### Records for processing

-------------------------

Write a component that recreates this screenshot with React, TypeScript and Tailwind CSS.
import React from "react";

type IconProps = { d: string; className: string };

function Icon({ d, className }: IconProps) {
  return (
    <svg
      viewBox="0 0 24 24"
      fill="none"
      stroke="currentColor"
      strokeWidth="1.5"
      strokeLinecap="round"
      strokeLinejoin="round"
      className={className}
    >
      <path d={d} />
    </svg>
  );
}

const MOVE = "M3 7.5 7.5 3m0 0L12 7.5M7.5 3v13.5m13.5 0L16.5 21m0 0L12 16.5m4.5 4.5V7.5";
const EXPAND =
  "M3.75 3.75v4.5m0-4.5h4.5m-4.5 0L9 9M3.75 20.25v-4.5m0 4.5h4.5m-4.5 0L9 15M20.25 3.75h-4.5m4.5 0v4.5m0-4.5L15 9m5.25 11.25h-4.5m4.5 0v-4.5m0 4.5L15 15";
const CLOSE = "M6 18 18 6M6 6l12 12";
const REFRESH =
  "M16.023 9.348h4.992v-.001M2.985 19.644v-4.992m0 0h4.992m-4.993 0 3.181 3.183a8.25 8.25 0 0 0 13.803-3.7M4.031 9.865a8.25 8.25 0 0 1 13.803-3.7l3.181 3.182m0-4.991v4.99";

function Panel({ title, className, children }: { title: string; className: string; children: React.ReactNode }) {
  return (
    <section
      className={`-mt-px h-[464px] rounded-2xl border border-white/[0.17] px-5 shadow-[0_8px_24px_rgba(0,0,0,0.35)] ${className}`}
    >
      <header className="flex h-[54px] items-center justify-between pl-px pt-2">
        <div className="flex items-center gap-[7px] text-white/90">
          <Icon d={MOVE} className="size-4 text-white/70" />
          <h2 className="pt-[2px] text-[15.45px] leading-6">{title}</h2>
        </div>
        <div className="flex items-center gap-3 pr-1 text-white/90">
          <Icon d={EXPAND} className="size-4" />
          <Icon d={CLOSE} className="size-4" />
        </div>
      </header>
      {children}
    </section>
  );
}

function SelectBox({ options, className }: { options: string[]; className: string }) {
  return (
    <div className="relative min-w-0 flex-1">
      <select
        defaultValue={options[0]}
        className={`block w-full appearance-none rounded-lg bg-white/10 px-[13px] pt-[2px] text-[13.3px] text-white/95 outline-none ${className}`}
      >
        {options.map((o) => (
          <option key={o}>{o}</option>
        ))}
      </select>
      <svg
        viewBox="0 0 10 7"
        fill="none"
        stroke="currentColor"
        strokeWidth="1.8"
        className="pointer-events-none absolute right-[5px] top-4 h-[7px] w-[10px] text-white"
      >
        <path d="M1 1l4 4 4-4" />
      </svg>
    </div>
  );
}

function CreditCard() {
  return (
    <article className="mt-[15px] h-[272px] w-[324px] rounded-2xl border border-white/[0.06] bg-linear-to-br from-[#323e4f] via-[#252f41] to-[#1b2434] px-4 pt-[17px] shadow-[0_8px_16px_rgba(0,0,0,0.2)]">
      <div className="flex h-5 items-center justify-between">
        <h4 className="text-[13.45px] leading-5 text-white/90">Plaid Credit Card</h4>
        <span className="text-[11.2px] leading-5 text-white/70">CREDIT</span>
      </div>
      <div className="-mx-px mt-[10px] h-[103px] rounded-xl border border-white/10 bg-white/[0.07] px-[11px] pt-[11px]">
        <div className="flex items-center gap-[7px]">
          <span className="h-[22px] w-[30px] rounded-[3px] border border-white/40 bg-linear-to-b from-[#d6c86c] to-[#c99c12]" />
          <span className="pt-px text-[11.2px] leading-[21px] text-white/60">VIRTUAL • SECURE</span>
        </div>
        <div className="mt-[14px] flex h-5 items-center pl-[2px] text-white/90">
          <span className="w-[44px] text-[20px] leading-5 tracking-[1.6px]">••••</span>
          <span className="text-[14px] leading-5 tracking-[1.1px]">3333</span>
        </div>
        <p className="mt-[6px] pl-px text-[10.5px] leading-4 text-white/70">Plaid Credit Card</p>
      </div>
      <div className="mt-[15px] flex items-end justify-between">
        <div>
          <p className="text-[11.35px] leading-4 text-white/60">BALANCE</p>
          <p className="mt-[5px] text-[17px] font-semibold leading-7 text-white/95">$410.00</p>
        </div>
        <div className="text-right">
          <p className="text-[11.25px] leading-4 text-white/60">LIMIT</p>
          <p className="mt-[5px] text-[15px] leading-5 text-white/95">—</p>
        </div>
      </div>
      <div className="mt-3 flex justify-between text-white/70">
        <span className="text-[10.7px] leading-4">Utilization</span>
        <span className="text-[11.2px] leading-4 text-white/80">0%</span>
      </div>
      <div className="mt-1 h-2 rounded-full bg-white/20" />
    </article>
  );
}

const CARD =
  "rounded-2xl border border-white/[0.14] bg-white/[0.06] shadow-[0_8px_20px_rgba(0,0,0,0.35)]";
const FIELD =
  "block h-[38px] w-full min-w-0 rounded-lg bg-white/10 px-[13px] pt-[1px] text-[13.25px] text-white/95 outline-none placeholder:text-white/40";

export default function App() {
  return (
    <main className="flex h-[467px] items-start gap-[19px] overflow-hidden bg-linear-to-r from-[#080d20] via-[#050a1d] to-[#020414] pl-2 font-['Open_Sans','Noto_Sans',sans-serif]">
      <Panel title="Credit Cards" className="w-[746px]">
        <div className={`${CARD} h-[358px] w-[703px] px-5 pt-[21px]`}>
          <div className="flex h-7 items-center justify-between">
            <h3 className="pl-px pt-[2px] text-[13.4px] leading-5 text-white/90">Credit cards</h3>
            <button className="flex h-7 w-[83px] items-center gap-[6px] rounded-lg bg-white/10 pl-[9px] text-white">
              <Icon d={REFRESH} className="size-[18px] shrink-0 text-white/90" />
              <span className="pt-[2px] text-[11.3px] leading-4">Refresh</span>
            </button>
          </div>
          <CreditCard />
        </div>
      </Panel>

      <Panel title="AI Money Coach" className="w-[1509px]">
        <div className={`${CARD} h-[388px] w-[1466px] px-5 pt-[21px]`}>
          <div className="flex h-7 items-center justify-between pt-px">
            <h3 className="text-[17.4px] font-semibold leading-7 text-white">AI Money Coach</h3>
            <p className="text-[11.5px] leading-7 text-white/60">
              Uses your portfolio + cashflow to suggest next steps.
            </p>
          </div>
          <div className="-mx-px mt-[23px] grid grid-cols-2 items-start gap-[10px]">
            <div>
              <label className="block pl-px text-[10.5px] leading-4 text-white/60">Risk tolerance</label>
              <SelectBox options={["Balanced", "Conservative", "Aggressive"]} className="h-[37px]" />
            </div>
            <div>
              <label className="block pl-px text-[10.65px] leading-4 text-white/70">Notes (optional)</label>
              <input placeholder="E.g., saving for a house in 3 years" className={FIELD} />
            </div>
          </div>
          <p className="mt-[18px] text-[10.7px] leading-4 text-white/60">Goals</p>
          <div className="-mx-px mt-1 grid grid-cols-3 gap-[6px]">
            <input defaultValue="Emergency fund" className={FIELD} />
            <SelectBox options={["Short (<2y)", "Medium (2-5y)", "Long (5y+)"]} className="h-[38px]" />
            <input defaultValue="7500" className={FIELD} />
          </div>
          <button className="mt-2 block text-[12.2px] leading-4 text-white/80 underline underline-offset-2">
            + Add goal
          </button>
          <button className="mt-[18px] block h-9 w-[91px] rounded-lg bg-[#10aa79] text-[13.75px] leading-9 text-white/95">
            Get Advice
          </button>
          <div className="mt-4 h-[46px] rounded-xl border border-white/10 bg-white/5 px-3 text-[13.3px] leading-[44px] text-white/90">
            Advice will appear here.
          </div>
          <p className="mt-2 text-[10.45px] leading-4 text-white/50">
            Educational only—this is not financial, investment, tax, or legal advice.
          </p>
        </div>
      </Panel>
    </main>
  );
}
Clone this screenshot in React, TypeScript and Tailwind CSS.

-------------------------

### Instructions for the task
Lines from the start of the material above through the line containing "d: string; className: string" are to be duplicated exactly, and only those.

### Answer for the task
Write a component that recreates this screenshot with React, TypeScript and Tailwind CSS.
import React from "react";

type IconProps = { d: string; className: string };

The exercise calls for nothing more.